== DATA LINES
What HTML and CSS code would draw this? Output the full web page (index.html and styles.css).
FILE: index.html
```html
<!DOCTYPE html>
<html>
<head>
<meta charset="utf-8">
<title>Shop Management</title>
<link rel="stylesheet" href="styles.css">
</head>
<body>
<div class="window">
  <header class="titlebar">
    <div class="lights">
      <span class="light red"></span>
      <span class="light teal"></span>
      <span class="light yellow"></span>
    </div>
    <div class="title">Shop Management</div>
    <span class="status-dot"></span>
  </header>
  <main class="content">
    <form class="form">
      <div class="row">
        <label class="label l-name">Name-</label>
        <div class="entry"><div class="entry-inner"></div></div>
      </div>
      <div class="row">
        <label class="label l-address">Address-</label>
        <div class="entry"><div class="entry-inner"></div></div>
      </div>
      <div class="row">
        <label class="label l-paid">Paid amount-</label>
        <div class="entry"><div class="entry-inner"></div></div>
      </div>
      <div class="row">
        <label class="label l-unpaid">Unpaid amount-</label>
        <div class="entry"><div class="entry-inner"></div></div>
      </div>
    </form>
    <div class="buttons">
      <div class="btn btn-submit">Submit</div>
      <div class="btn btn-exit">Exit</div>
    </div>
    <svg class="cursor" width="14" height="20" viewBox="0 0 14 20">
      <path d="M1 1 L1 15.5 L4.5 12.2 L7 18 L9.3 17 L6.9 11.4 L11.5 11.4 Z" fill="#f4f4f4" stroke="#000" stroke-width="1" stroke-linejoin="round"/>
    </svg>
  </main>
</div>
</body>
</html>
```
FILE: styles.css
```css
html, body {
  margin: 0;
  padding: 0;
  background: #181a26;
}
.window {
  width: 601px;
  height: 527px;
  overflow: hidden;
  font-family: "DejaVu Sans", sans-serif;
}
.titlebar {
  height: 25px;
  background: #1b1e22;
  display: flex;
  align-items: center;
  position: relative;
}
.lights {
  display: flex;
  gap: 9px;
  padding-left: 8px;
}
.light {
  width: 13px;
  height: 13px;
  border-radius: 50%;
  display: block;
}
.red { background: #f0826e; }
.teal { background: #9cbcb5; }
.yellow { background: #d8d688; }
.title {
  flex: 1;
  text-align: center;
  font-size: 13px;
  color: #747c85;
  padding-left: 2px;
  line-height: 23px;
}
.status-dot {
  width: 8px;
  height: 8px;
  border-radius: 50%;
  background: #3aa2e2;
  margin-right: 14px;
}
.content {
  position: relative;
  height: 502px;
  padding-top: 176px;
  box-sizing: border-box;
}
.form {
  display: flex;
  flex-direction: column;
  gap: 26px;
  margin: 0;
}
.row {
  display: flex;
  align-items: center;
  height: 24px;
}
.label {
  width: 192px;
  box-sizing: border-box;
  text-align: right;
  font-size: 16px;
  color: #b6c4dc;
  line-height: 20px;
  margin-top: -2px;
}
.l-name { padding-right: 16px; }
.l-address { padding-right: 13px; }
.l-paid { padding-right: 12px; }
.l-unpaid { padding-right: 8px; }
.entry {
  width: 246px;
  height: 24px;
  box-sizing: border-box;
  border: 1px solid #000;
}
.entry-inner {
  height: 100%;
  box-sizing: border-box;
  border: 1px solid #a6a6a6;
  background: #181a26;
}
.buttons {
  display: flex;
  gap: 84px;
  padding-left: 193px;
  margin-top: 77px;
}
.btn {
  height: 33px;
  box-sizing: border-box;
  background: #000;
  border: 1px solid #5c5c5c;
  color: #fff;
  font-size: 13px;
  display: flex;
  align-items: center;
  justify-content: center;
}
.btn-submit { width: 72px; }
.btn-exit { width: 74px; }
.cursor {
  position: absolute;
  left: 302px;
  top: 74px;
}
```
====
EXERCISE GOAL:
Reply with the number of lines in the material above that contain "index", and nothing more.

FINISHED TASK:
2